Maneviyatı ölmüş topraklara can suyu olan Efendimiz sallallahu aleyhi ve sellem çok büyük zorluklar çekmesine rağmen, davasından vazgeçmedi. Hatta birçok insanın reddedemeyeceği teklifleri elinin tersiyle itti ve “sağ elime güneşi, sol elime ayı verseniz davamdan vazgeçmem” dedi.
Böyle bir elçinin arkasından yürüyenler de hem söz olarak hem de davranış olarak; anamız babamız sana feda olsun ya Resulallah diyerek kaybetmeyecekleri bir ticarete girdiler.
Mekke zorluklarla geçse de Rabbimiz Yesrib’i Medine olarak İslam’ı yaşayan ve yaşatma gayretinde olan o güzide topluluğa lütuf olarak verdi.
Artık işkence boykot ve zorluklar geride kalmış, İslam’ın müesseseleşme dönemi başlamıştı.
Öncelikli Çalışmalar
İbadethane, okul ve ticarethane, Peygamberimizin öncelediği üç önemli kurumdu.
Manen birlikteliğin sağlanacağı Mescid-i Nebi, Rabbimize kulluğun en önemli mekanlarından bir tanesi olmuştu.
Suffa ise benzeri görülemeyecek talebelerle dolup, eğitim kurumları içerisinde zirve yapacak, “güneş batıdan doğuncaya” kadar hep konuşulacak, örnek alınacak bir ta’lim ve terbiye yuvası olmuştu.
Ekonomik Hayat: Hayatın can damarlarından bir tanesidir anlayışıyla sahabelerini ticarete yönlendiren Peygamberimiz Sallallahu Aleyhi ve Sellem, “güçlü Müslüman zayıf Müslümandan hayırlıdır” buyurarak insanları çalışmaya teşvik etmiştir.
Araları kan davası güdülecek kadar bozuk olan kabileleri barıştıran peygamberimiz, muhacir ve ensarı da kardeş ilan ederek eşi benzeri görülemeyecek bir toplumsal uzlaşmaya imza atmıştı.
Her ne kadar savaşlar olsa da Bedir, Uhud, Hendek başta olmak üzere onlarca savaş yapılsa da Müslümanlar hep kazanmaya devam ettiler.
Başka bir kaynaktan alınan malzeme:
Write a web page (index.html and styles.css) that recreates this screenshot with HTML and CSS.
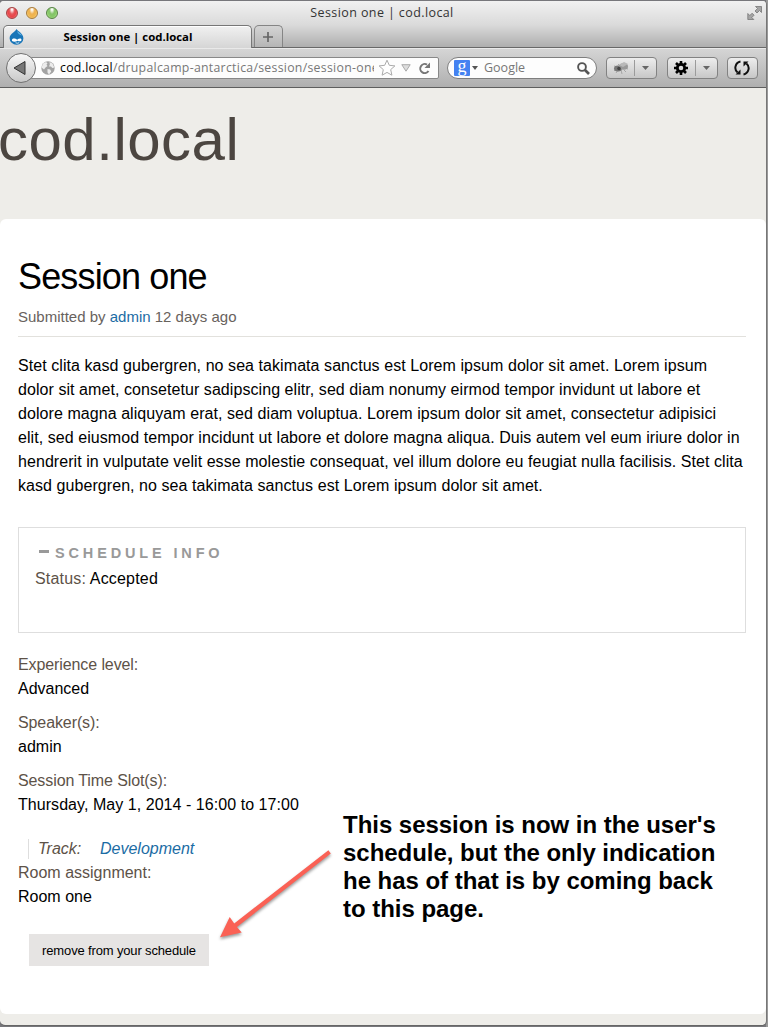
FILE: index.html
```html
<!DOCTYPE html>
<html lang="en">
<head>
<meta charset="utf-8">
<title>Session one | cod.local</title>
<link rel="stylesheet" href="styles.css">
</head>
<body>
<div class="window">
  <header class="titlebar">
    <div class="lights"><i class="light red"></i><i class="light amber"></i><i class="light green"></i></div>
    <div class="window-title">Session one | cod.local</div>
    <svg class="fullscreen" width="16" height="16" viewBox="0 0 16 16"><g fill="#a5a5a5" stroke="#777" stroke-width=".8"><path d="M8.500 1.500h6v6l-2-2-2.500 2.500-2-2 2.500-2.500z"/><path d="M.8 8.500v6h6l-2-2 2.300-2.300-2-2-2.300 2.300z"/></g></svg>
  </header>
  <div class="tabs">
    <div class="tab">
      <svg class="drop" width="16" height="16" viewBox="0 0 16 16"><path d="M7.500 0c1 2.300 6.900 4.200 6.900 9.200a6.900 6.600 0 0 1-13.800 0C.6 4.500 6.500 3 7.500 0z" fill="#1875b8"/><path d="M8.200 2c1.300 1.400 3.600 2.600 4.700 4.600-2-.9-4.200-1.500-4.700-4.600z" fill="#62b5e4"/><path d="M2.900 11.300c0-2.600 3.500-2 5.300-.6 1.600-1.300 4.200-1.800 4.300 0 0 2-2.300 1.700-3.900 1-2 1.500-5.700 1.400-5.700-.4z" fill="#fff"/><path d="M6.500 13.800q2 .9 3.700-.1" fill="none" stroke="#fff" stroke-width=".8"/></svg>
      <span>Session one | cod.local</span>
    </div>
    <div class="new-tab"><svg width="12" height="12" viewBox="0 0 12 12"><path d="M6 1v10M1 6h10" stroke="#666" stroke-width="1.700"/></svg></div>
  </div>
  <div class="toolbar">
    <div class="back"><svg width="13" height="16" viewBox="0 0 13 16"><path d="M12 1.500v13L1 8z" fill="#777" stroke="#333" stroke-width="1"/></svg></div>
    <div class="address">
      <svg width="14" height="14" viewBox="0 0 14 14"><circle cx="7" cy="7" r="6.700" fill="#a3a3a3"/><path d="M2 2.500l3-1.500 1.500 1.200-1 1.500 1 1.300-2 1.500-1.500 2-2.500-2zM8.500 1l3 1.500 1.800 4-2 .5-1.300-1.600-2 .2.800-2.200zM6.500 8l2.700.5 1 2-2.200 3-1.500-2z" fill="#ececec"/></svg>
      <div class="url"><b>cod.local</b>/drupalcamp-antarctica/session/session-one</div>
      <svg class="star" width="18" height="18" viewBox="0 0 18 18"><path d="M9 1.200l2.300 5.100 5.600.6-4.200 3.700 1.200 5.600L9 13.400l-4.900 2.800 1.200-5.600L1.100 6.900l5.600-.6z" fill="#fff" stroke="#aaa"/></svg>
      <svg class="drop-mark" width="10" height="8" viewBox="0 0 10 8"><path d="M.8.700h8.400L5 7.200z" fill="#ddd" stroke="#aaa"/></svg>
      <svg class="reload" width="13" height="13" viewBox="0 0 13 13"><path d="M9 2.600A4.500 4.500 0 1 0 10.500 9" fill="none" stroke="#777" stroke-width="2"/><path d="M12 .5V6H6.500z" fill="#777"/></svg>
    </div>
    <div class="search">
      <div class="engine">g</div>
      <svg width="6" height="4" viewBox="0 0 6 4"><path d="M0 0h6L3 4z" fill="#555"/></svg>
      <span>Google</span>
      <svg width="13" height="13" viewBox="0 0 13 13"><circle cx="5" cy="5" r="3.900" fill="none" stroke="#555" stroke-width="1.900"/><path d="M8 8l4 4" stroke="#555" stroke-width="2.600"/></svg>
    </div>
    <div class="tool split bug">
      <svg width="18" height="14" viewBox="0 0 18 14"><g fill="none" stroke="#999" stroke-width=".8"><path d="M6 6L2 5M8 5L6 3M13 7l3 1M12 9l2 2M9 9l1 4M6 9l-2 3M4 8L2 10"/></g><ellipse cx="6" cy="7.500" rx="4" ry="3" fill="#777"/><ellipse cx="11.500" cy="5.500" rx="4.500" ry="3.200" fill="#999"/><path d="M7 4l5-3 4 2-5 3z" fill="#b9b9b9"/><circle cx="7" cy="7.500" r="1.800" fill="#444"/></svg>
      <i></i><svg width="7" height="4" viewBox="0 0 7 4"><path d="M0 0h7L3.500 4z" fill="#666"/></svg>
    </div>
    <div class="tool split gear">
      <svg width="14" height="14" viewBox="0 0 14 14"><circle cx="7" cy="7" r="3.700" fill="none" stroke="#000" stroke-width="2.800"/><path d="M7 0v3M7 11v3M0 7h3M11 7h3M2 2l2 2M10 10l2 2M12 2l-2 2M4 10l-2 2" stroke="#000" stroke-width="2.600"/></svg>
      <i></i><svg width="7" height="4" viewBox="0 0 7 4"><path d="M0 0h7L3.500 4z" fill="#666"/></svg>
    </div>
    <div class="tool sync"><svg width="16" height="16" viewBox="0 0 16 16"><g fill="none" stroke="#111" stroke-width="2"><path d="M6.500 1.600A6.300 6.300 0 0 0 3.600 12.600"/><path d="M9.500 14.400A6.300 6.300 0 0 0 12.400 3.400"/></g><path d="M1.500 14.500h5v-5zM14.500 1.500h-5v5z" fill="#111"/></svg></div>
  </div>
  <div class="site-header"><div class="site-name">cod.local</div></div>
  <main class="content">
    <h1>Session one</h1>
    <div class="submitted">Submitted by <a>admin</a> 12 days ago</div>
    <p class="body">Stet clita kasd gubergren, no sea takimata sanctus est Lorem ipsum dolor sit amet. Lorem ipsum<br>dolor sit amet, consetetur sadipscing elitr, sed diam nonumy eirmod tempor invidunt ut labore et<br>dolore magna aliquyam erat, sed diam voluptua. Lorem ipsum dolor sit amet, consectetur adipisici<br>elit, sed eiusmod tempor incidunt ut labore et dolore magna aliqua. Duis autem vel eum iriure dolor in<br>hendrerit in vulputate velit esse molestie consequat, vel illum dolore eu feugiat nulla facilisis. Stet clita<br>kasd gubergren, no sea takimata sanctus est Lorem ipsum dolor sit amet.</p>
    <section class="schedule">
      <div class="legend"><i></i><span>SCHEDULE INFO</span></div>
      <div class="status"><span class="label">Status:</span> Accepted</div>
    </section>
    <div class="field"><div class="label">Experience level:</div><div>Advanced</div></div>
    <div class="field"><div class="label">Speaker(s):</div><div>admin</div></div>
    <div class="field slots"><div class="label">Session Time Slot(s):</div><div class="when">Thursday, May 1, 2014 - 16:00 to 17:00</div></div>
    <div class="track"><span class="label">Track:</span><a>Development</a></div>
    <div class="room"><div class="label">Room assignment:</div><div>Room one</div></div>
    <button class="remove">remove from your schedule</button>
  </main>
  <footer class="page-foot"></footer>
</div>
<div class="note">This session is now in the user's<br>schedule, but the only indication<br>he has of that is by coming back<br>to this page.</div>
<svg class="arrow" width="124" height="104" viewBox="0 0 124 104"><path d="M111.400 5.200L17.200 78.500 12.700 72 3 92.300 24.700 87.500 19.900 82 113.800 8.600z" fill="#fa6155"/></svg>
</body>
</html>
```
FILE: styles.css
```css
* { box-sizing: border-box; }
body { margin: 0; height: 1027px; padding-top: 1px; overflow: hidden; background: linear-gradient(90deg, #77777b 0 766px, #999 766px); font: 16px/24px "Liberation Sans", Arial, sans-serif; color: #000; }
svg { display: block; flex: none; }
.window { width: 767px; height: 1025px; overflow: hidden; background: #eeede9; border-radius: 4px 4px 5px 5px; border-right: 1px solid #777; border-bottom: 1px solid #666; background-clip: padding-box; display: flex; flex-direction: column; }
.titlebar, .tabs, .toolbar { font-family: "Open Sans", "Noto Sans", sans-serif; }
.titlebar { height: 24px; display: flex; align-items: center; background: linear-gradient(#f1f1f1, #dadada); padding: 0 3px 0 6px; }
.lights { display: flex; gap: 8px; width: 52px; }
.light { width: 12px; height: 12px; border-radius: 50%; border: 1px solid; }
.red { background: radial-gradient(ellipse at 50% 15%, #fff 5%, #e5575a 38%, #e94448 60%, #ff9d9d); border-color: #a34242; }
.amber { background: radial-gradient(ellipse at 50% 15%, #fff 5%, #eeb253 38%, #f0b54e 60%, #ffe79a); border-color: #a87b3c; }
.green { background: radial-gradient(ellipse at 50% 15%, #fff 5%, #85c36a 38%, #86c968 60%, #d2f5a6); border-color: #568344; }
.window-title { flex: 1; text-align: center; font-size: 12.500px; letter-spacing: .4px; color: #333; padding-right: 41px; }
.tabs { height: 23px; display: flex; background: linear-gradient(#dadada, #aeaeae); border-bottom: 1px solid #686868; }
.tab { width: 249px; height: 23px; border: 1px solid #777; border-bottom: 0; border-radius: 5px 5px 0 0; margin-left: 3px; background: linear-gradient(#f1f1f1, #d5d5d5); box-shadow: inset 0 1px #fff; display: flex; align-items: center; font-size: 11.400px; font-weight: 700; padding-left: 5px; flex: none; }
.tab span { flex: 1; text-align: center; padding-right: 20px; white-space: nowrap; }
.new-tab { width: 29px; height: 22px; margin-left: 2px; border: 1px solid #858585; border-bottom: 0; border-radius: 5px 5px 0 0; background: linear-gradient(#d4d4d4, #b5b5b5); padding: 5px 0 0 7px; }
.toolbar { height: 40px; display: flex; align-items: center; background: linear-gradient(#d5d5d5, #afafaf); border-top: 1px solid #e9e9e9; border-bottom: 1px solid #5e5e5e; padding-left: 6px; font-size: 12px; }
.back { width: 30px; height: 30px; border-radius: 50%; border: 1px solid #717171; background: linear-gradient(#f8f8f8, #c9c9c9); display: flex; align-items: center; padding-left: 6px; z-index: 1; flex: none; }
.address { width: 409px; height: 22px; margin-left: -6px; border: 1px solid #888; border-radius: 2px; background: #fdfdfd; display: flex; align-items: center; padding-left: 10px; color: #777; flex: none; }
.url { width: 314px; overflow: hidden; white-space: nowrap; margin-left: 5px; line-height: 20px; font-size: 12.300px; letter-spacing: .28px; }
.url b { font-weight: 400; color: #000; }
.star { margin-left: 4px; }
.drop-mark { margin-left: 5px; }
.reload { margin-left: 7px; }
.search { width: 150px; height: 22px; margin-left: 8px; border: 1px solid #7e7e7e; border-radius: 11px; background: #fdfdfd; display: flex; align-items: center; padding-left: 6px; flex: none; }
.engine { width: 16px; height: 16px; background: #4482f1; border-radius: 1px; color: #fff; font: 18px/12px "Liberation Serif", serif; text-align: center; margin-right: 2px; }
.search span { width: 99px; padding-left: 6px; color: #777; font-size: 12.500px; }
.tool { height: 22px; border: 1px solid #828282; border-radius: 4px; background: linear-gradient(#ededed, #c7c7c7); display: flex; align-items: center; flex: none; }
.split { width: 51px; margin-left: 9px; }
.gear { margin-left: 10px; padding-left: 6px; }
.split i { width: 1px; height: 16px; background: #9b9b9b; margin-left: 4px; }
.gear i { margin-left: 7px; }
.bug { padding-left: 5px; }
.split i + svg { margin-left: 7px; }
.sync { width: 31px; margin-left: 9px; padding-left: 6px; }
.site-header { height: 131px; background: #eeede9; padding-top: 17px; }
.site-name { font-size: 60px; line-height: 70px; color: #4c4641; margin-left: -2px; letter-spacing: .5px; }
.content { height: 795px; background: #fff; border-radius: 6px; padding: 37px 20px 0 18px; }
.content h1 { margin: 0; font-size: 36px; line-height: 42px; font-weight: 400; letter-spacing: -.85px; }
.submitted { margin-top: 7px; height: 32px; font-size: 15px; line-height: 24px; color: #68625d; border-bottom: 1px solid #e2e1dd; }
.content a { color: #1b6ca4; }
.body { margin: 17px 0 29px; white-space: nowrap; letter-spacing: .065px; }
.schedule { height: 106px; border: 1px solid #dedede; padding: 13px 16px 0; margin-bottom: 20px; }
.legend { display: flex; align-items: center; height: 24px; font-size: 14.500px; letter-spacing: 3.850px; color: #999; font-weight: 700; padding-left: 4px; }
.legend i { width: 10px; height: 3px; background: #999; margin: -3px 6px 0 0; }
.status { padding-top: 2px; letter-spacing: .18px; }
.label { color: #5d5248; }
.field { margin-bottom: 10px; }
.field .label { letter-spacing: -.1px; }
.slots { margin-bottom: 20px; }
.when { letter-spacing: .05px; }
.track { margin-left: 10px; font-style: italic; display: flex; position: relative; padding-left: 10px; }
.track::before { content: ""; position: absolute; left: 0; top: 2px; height: 20px; width: 1px; background: #dedede; }
.track .label { width: 62px; }
.remove { display: block; margin: 25px 0 0 11px; width: 180px; height: 32px; padding: 0; border: 0; background: #e6e4e3; font: 13px "Liberation Sans", Arial, sans-serif; letter-spacing: -.15px; color: #000; }
.page-foot { height: 11px; }
.note { position: absolute; left: 343px; top: 811px; font-size: 24px; line-height: 28px; font-weight: 700; white-space: nowrap; letter-spacing: -.03px; }
.arrow { position: absolute; left: 217px; top: 845px; filter: drop-shadow(0 2px 1.500px #0006); }
```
Ölenleri şehit, kalanları gazi mükafatıyla mükafatlandırıldılar.
Seni Çok Seviyoruz Ya Resulallah
Senin çağında yaşamasak da kutlu ashabın arasına katılamasak da hatta onların izini takip eden tabiin, etba-i tabiin dönemini görmesek de bizler de senin sünnetini yaşamak için gayret ediyoruz.
Yaşlısı-genci ile, kadını-erkeği ile, biz de seni çok ama çok seviyoruz Ya Resulallah.
Sen bize kimsenin bırakamayacağı miraslar ve emanetler bıraktın. Yolun yolumuzdur.
Davan davamızdır.
Özümüz sana dönüktür ya Muhammed Mustafa
Dudaklarınız mühürlendi sevgilinin yolunda.